For several semesters of music appreciation, I’ve engaged students in a compositional activity to learn the blues. After studying examples by Bessie Smith, Robert Johnson, and W. C. Handy, students are to author several stanzas of blues text, sequence the characteristic harmonies, and describe the musical expressions of the text with each line. I italicize “describe” because before this workshop I never actually expected the non music majors to demonstrate their understanding by actually performing their compositions. I was wrong.
Thank you Garage Band and iPad for making this possible. The new version of this assignment now requires teams of students to perform the blues for the class. In addition to the steps described above, students choose instruments on Garage Band (drum set, guitar, piano, string bass, etc.) and along with a singer play their compositions. The “smart” function for instruments in the iPad app allows students to preset chords in the harmony so they can easily simulate the act of playing the instruments. In many ways this resembles the level of difficulty one experiences in Guitar Hero and Rock Band. Everyone in the class can participate.
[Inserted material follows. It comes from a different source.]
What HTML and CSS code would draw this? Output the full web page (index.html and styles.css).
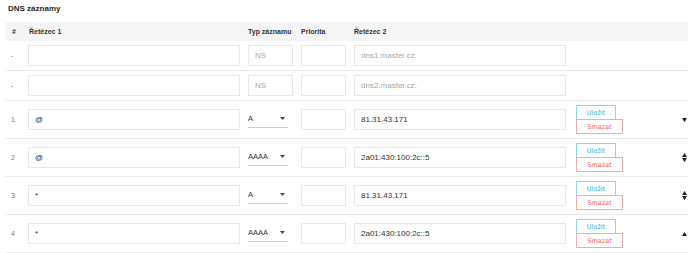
FILE: index.html
```html
<!DOCTYPE html>
<html>
<head>
    <title>DNS záznamy</title>
    <link rel="stylesheet" href="styles.css">
</head>
<body>
    <h3 class="titulek">DNS záznamy</h3>
    <div class="zaznamy">
        <div class="radek hlavicka">
            <div class="cislo">#</div>
            <div>Řetězec 1</div>
            <div>Typ záznamu</div>
            <div>Priorita</div>
            <div>Řetězec 2</div>
            <div></div>
            <div></div>
        </div>

        <div class="radek ns">
            <div class="cislo">-</div>
            <input type="text">
            <input type="text" class="maly" placeholder="NS">
            <input type="text" class="maly">
            <input type="text" placeholder="dns1.master.cz.">
            <div></div>
            <div></div>
        </div>

        <div class="radek ns">
            <div class="cislo">-</div>
            <input type="text">
            <input type="text" class="maly" placeholder="NS">
            <input type="text" class="maly">
            <input type="text" placeholder="dns2.master.cz.">
            <div></div>
            <div></div>
        </div>

        <div class="radek zaznam">
            <div class="cislo">1</div>
            <input type="text" value="@">
            <div class="vyber"><span>A</span><svg width="5" height="3" viewBox="0 0 5 3"><path d="M0 0h5L2.5 3z" fill="#444"/></svg></div>
            <input type="text" class="maly">
            <input type="text" value="81.31.43.171">
            <div class="tlacitka">
                <button class="btn-ulozit">Uložit</button>
                <button class="btn-smazat">Smazat</button>
            </div>
            <div class="sipky">
                <svg width="5" height="4" viewBox="0 0 5 4"><path d="M0 0h5L2.5 4z" fill="#222"/></svg>
            </div>
        </div>

        <div class="radek zaznam">
            <div class="cislo">2</div>
            <input type="text" value="@">
            <div class="vyber"><span>AAAA</span><svg width="5" height="3" viewBox="0 0 5 3"><path d="M0 0h5L2.5 3z" fill="#444"/></svg></div>
            <input type="text" class="maly">
            <input type="text" value="2a01:430:100:2c::5">
            <div class="tlacitka">
                <button class="btn-ulozit">Uložit</button>
                <button class="btn-smazat">Smazat</button>
            </div>
            <div class="sipky">
                <svg width="5" height="4" viewBox="0 0 5 4"><path d="M0 4h5L2.5 0z" fill="#222"/></svg>
                <svg width="5" height="4" viewBox="0 0 5 4"><path d="M0 0h5L2.5 4z" fill="#222"/></svg>
            </div>
        </div>

        <div class="radek zaznam">
            <div class="cislo">3</div>
            <input type="text" value="*">
            <div class="vyber"><span>A</span><svg width="5" height="3" viewBox="0 0 5 3"><path d="M0 0h5L2.5 3z" fill="#444"/></svg></div>
            <input type="text" class="maly">
            <input type="text" value="81.31.43.171">
            <div class="tlacitka">
                <button class="btn-ulozit">Uložit</button>
                <button class="btn-smazat">Smazat</button>
            </div>
            <div class="sipky">
                <svg width="5" height="4" viewBox="0 0 5 4"><path d="M0 4h5L2.5 0z" fill="#222"/></svg>
                <svg width="5" height="4" viewBox="0 0 5 4"><path d="M0 0h5L2.5 4z" fill="#222"/></svg>
            </div>
        </div>

        <div class="radek zaznam">
            <div class="cislo">4</div>
            <input type="text" value="*">
            <div class="vyber"><span>AAAA</span><svg width="5" height="3" viewBox="0 0 5 3"><path d="M0 0h5L2.5 3z" fill="#444"/></svg></div>
            <input type="text" class="maly">
            <input type="text" value="2a01:430:100:2c::5">
            <div class="tlacitka">
                <button class="btn-ulozit">Uložit</button>
                <button class="btn-smazat">Smazat</button>
            </div>
            <div class="sipky">
                <svg width="5" height="4" viewBox="0 0 5 4"><path d="M0 4h5L2.5 0z" fill="#222"/></svg>
            </div>
        </div>
    </div>
</body>
</html>
```

FILE: styles.css
```css
body {margin: 0; font-family: "Liberation Sans", Arial, sans-serif; color: #333; background: #fff;}
.titulek {font-size: 8px; line-height: 12px; font-weight: bold; margin: 3px 0 7px 8px; color: #2a2a2a;}
.zaznamy {width: 683px; margin-left: 5px;}
.radek {display: grid; grid-template-columns: 23px 220px 53px 53px 222px 1fr 10px; align-items: center;}
.hlavicka {background-color: #f5f5f5; height: 19px; font-size: 7px; font-weight: bold; color: #333;}
.hlavicka div:nth-child(2) {padding-left: 1px;}
.cislo {padding-left: 6px; font-size: 7px; color: #777;}
.hlavicka .cislo {color: #333; padding-left: 7px;}
.ns {padding: 4px 0; border-bottom: 1px solid #ececec;}
.zaznam {padding: 4px 0; border-bottom: 1px solid #ececec;}
input {box-sizing: border-box; width: 212px; height: 21px; border: 1px solid #e8e8e8; padding: 0 6px; font-family: "Liberation Sans", Arial, sans-serif; font-size: 8px; color: #333; outline: none;}
input.maly {width: 45px;}
input::placeholder {color: #a8a8a8;}
.vyber {box-sizing: border-box; width: 40px; height: 19px; border-bottom: 1px solid #cfcfcf; display: flex; justify-content: space-between; align-items: center; font-size: 7.5px; color: #333; padding-right: 3px; align-self: start; margin-top: 4px;}
.tlacitka {display: flex; flex-direction: column; align-items: flex-start;}
button {box-sizing: border-box; height: 15px; padding: 0 9px; background: #fff; font-family: "DejaVu Sans", Verdana, sans-serif; font-size: 6.5px; cursor: pointer;}
.btn-ulozit {border: 1px solid #8fd6e6; color: #2eb5d6; width: 40px;}
.btn-smazat {border: 1px solid #f5aba3; color: #f06357; width: 47px; margin-top: -1px;}
.sipky {display: flex; flex-direction: column; align-items: flex-end; gap: 1px; padding-right: 1px;}
.sipky svg {display: block;}
```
The added benefits of this experience are noteworthy. For one, students are pushed to act outside of their comfort zone and to demonstrate some level of competence in the area. Second, students must have mastered basic musicianship skills of counting measures and staying with the beat, both crucial to developing active listening habits. Outcomes such as these go beyond the “content knowledge of blues” to demonstrating relevant skills that will assist them throughout the course and will likely have a lasting impact on their interest in the music.